***** Information provided

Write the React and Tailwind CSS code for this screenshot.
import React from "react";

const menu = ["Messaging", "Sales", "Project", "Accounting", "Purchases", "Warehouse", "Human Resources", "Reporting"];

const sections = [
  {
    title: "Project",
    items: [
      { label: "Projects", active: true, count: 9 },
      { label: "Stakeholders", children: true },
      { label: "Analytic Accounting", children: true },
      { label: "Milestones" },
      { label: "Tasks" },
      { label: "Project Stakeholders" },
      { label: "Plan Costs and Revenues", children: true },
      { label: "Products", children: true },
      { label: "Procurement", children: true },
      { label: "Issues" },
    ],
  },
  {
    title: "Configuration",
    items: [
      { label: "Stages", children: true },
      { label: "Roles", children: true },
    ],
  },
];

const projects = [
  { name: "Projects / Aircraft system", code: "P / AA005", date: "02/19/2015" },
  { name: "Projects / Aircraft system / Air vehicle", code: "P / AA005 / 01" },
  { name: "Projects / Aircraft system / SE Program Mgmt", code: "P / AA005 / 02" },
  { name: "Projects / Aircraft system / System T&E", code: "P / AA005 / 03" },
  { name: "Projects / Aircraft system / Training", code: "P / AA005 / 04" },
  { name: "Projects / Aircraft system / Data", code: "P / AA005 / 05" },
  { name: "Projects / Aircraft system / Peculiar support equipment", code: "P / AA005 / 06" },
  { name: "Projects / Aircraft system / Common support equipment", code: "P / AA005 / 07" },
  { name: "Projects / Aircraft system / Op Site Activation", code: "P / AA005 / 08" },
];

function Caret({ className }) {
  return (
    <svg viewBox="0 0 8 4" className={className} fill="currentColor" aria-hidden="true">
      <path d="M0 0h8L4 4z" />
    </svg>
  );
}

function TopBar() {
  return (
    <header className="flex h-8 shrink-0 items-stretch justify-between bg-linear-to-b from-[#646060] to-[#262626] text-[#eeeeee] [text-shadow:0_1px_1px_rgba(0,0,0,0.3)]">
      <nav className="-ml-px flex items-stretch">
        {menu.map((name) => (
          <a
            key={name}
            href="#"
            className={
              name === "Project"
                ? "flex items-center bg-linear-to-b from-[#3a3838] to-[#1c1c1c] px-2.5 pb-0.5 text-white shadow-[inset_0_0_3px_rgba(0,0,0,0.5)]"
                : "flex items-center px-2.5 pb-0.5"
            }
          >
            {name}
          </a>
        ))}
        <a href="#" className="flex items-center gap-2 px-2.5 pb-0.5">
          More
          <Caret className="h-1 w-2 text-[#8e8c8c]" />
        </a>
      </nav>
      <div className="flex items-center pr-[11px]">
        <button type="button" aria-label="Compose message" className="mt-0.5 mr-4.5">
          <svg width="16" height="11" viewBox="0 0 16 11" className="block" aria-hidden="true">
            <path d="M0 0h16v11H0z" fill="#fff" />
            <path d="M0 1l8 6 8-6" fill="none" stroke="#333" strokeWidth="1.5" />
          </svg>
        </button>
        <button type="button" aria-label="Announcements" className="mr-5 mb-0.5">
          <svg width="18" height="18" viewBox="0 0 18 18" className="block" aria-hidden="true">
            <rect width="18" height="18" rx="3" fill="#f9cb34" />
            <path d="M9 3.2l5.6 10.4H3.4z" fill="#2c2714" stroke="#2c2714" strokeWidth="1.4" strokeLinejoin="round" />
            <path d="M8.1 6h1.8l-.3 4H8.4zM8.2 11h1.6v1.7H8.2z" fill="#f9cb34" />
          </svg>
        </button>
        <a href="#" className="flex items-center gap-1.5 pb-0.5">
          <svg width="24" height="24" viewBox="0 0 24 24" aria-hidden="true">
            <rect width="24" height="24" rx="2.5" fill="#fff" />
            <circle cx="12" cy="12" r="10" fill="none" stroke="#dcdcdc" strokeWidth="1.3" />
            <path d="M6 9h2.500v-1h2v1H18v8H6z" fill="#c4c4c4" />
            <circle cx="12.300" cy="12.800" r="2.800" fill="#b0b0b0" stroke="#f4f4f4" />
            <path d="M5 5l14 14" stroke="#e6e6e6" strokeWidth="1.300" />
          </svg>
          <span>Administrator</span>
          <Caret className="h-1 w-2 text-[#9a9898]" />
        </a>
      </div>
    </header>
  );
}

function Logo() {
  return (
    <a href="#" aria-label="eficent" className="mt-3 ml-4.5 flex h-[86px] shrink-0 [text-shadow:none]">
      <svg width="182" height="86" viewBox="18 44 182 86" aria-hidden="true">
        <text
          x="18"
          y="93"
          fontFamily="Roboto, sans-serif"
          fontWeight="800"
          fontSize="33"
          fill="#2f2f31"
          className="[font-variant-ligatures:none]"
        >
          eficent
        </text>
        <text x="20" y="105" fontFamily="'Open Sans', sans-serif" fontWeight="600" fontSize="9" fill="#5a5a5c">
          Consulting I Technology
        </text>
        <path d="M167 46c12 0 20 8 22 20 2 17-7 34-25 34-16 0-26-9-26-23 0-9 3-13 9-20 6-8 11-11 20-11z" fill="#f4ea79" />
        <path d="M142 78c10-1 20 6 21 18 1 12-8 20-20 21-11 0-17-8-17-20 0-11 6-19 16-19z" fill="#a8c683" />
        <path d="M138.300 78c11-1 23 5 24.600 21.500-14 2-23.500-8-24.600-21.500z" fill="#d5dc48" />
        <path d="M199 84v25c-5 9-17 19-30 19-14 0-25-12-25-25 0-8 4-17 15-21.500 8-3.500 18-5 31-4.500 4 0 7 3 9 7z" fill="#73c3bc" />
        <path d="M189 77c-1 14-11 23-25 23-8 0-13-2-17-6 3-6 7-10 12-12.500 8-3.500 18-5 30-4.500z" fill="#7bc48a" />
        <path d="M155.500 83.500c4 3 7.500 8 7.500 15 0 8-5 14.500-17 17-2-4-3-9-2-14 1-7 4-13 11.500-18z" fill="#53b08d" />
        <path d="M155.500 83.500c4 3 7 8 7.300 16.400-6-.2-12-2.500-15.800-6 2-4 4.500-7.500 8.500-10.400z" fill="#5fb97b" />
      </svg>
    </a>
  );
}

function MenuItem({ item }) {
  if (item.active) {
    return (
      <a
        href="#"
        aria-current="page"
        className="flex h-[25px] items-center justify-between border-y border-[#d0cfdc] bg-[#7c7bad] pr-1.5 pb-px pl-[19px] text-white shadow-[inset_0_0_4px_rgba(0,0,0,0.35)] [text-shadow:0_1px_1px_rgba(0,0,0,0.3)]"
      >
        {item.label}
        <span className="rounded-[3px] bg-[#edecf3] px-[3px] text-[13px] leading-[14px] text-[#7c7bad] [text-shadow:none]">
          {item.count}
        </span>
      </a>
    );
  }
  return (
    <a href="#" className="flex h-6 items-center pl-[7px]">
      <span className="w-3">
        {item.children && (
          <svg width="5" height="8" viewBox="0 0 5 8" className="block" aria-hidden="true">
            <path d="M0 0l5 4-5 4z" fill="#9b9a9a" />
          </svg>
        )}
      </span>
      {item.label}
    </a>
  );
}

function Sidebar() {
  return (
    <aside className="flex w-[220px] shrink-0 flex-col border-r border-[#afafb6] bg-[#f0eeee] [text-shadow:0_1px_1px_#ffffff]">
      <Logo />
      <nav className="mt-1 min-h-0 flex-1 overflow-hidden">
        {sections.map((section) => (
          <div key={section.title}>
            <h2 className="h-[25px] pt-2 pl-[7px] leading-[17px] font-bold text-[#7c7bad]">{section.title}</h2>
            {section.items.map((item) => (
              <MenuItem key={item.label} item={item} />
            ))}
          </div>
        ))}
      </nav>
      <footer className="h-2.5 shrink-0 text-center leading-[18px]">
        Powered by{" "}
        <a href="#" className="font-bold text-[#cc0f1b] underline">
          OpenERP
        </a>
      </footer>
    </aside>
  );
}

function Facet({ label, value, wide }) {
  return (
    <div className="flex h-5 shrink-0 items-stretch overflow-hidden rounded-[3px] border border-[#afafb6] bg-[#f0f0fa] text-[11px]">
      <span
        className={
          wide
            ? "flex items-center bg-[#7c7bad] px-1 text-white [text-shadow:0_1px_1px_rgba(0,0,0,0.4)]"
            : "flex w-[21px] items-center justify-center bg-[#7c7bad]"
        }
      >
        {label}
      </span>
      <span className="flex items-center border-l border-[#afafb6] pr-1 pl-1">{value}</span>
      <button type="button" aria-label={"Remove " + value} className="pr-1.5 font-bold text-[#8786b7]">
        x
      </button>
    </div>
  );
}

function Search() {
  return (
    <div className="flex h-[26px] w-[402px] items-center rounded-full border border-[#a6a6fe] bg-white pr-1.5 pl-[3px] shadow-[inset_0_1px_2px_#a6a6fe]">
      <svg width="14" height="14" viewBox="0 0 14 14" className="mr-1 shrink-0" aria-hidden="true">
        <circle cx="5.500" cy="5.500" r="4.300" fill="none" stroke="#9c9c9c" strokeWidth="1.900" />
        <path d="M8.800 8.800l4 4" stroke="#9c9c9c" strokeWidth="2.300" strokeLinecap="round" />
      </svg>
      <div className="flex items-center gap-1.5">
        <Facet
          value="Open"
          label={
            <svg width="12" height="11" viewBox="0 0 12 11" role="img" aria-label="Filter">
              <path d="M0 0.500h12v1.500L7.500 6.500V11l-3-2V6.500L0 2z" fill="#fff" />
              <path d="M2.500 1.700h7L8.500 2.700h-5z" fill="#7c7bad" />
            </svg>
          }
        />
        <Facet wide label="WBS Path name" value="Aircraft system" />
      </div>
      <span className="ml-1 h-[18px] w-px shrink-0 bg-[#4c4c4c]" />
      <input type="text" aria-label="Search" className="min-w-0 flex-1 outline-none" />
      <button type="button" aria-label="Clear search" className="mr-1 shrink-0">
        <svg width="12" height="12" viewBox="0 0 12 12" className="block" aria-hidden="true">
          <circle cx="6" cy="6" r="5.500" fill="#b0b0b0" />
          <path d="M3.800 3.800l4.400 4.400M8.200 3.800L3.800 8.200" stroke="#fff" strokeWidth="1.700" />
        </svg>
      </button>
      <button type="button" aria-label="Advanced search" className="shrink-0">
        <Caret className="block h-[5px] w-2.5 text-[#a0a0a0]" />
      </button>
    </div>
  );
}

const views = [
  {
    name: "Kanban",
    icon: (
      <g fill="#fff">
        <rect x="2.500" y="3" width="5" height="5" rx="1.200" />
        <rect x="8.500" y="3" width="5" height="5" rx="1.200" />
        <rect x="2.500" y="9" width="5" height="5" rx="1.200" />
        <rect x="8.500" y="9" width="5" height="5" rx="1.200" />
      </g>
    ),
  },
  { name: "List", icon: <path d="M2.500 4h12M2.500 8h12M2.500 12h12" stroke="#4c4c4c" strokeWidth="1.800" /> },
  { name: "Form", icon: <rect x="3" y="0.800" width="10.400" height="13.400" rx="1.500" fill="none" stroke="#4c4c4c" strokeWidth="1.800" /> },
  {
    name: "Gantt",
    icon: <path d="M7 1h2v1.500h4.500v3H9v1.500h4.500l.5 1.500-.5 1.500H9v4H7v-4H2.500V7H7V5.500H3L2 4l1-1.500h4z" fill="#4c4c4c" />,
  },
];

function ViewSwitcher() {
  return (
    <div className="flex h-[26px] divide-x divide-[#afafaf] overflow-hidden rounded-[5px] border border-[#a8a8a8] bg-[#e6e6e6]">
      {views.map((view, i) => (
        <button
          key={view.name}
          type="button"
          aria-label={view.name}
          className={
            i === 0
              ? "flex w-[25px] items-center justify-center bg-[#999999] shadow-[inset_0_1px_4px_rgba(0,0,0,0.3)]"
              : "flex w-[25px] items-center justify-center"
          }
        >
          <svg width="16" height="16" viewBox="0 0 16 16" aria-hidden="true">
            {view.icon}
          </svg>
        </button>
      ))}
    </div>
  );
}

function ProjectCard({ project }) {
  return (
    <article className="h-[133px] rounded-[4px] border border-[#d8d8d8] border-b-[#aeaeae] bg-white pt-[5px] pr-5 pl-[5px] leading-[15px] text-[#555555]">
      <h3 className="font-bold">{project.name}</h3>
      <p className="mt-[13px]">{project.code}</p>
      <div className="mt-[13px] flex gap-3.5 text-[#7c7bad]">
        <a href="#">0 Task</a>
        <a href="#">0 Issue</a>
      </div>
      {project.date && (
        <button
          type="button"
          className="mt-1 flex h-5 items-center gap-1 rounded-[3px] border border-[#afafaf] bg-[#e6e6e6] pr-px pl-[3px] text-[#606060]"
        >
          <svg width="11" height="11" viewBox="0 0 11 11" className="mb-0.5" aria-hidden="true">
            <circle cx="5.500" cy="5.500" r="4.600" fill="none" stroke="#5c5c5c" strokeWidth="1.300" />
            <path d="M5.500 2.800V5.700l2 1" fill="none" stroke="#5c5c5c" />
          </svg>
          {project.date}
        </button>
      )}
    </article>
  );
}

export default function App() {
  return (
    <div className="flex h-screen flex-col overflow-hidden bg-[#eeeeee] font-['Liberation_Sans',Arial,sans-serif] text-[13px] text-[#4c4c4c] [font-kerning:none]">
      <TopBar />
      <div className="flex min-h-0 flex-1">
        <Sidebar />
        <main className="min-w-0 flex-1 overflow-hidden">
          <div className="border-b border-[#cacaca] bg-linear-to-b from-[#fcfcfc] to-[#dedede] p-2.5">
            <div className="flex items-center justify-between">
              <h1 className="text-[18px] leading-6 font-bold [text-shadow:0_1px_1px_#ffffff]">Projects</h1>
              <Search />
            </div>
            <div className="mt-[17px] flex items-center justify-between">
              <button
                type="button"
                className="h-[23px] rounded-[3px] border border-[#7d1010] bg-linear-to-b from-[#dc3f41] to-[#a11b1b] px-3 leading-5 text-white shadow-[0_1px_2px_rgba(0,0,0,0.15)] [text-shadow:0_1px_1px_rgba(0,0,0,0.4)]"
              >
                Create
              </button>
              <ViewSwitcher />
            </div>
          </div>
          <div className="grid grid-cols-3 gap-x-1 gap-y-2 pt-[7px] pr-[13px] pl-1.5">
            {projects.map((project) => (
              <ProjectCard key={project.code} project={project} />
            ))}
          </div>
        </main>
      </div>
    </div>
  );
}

**********

### Problem details
Pick out the lines that contain "code" and copy them.

### Task answer
Write the React and Tailwind CSS code for this screenshot.
  { name: "Projects / Aircraft system", code: "P / AA005", date: "02/19/2015" },
  { name: "Projects / Aircraft system / Air vehicle", code: "P / AA005 / 01" },
  { name: "Projects / Aircraft system / SE Program Mgmt", code: "P / AA005 / 02" },
  { name: "Projects / Aircraft system / System T&E", code: "P / AA005 / 03" },
  { name: "Projects / Aircraft system / Training", code: "P / AA005 / 04" },
  { name: "Projects / Aircraft system / Data", code: "P / AA005 / 05" },
  { name: "Projects / Aircraft system / Peculiar support equipment", code: "P / AA005 / 06" },
  { name: "Projects / Aircraft system / Common support equipment", code: "P / AA005 / 07" },
  { name: "Projects / Aircraft system / Op Site Activation", code: "P / AA005 / 08" },
      <p className="mt-[13px]">{project.code}</p>
              <ProjectCard key={project.code} project={project} />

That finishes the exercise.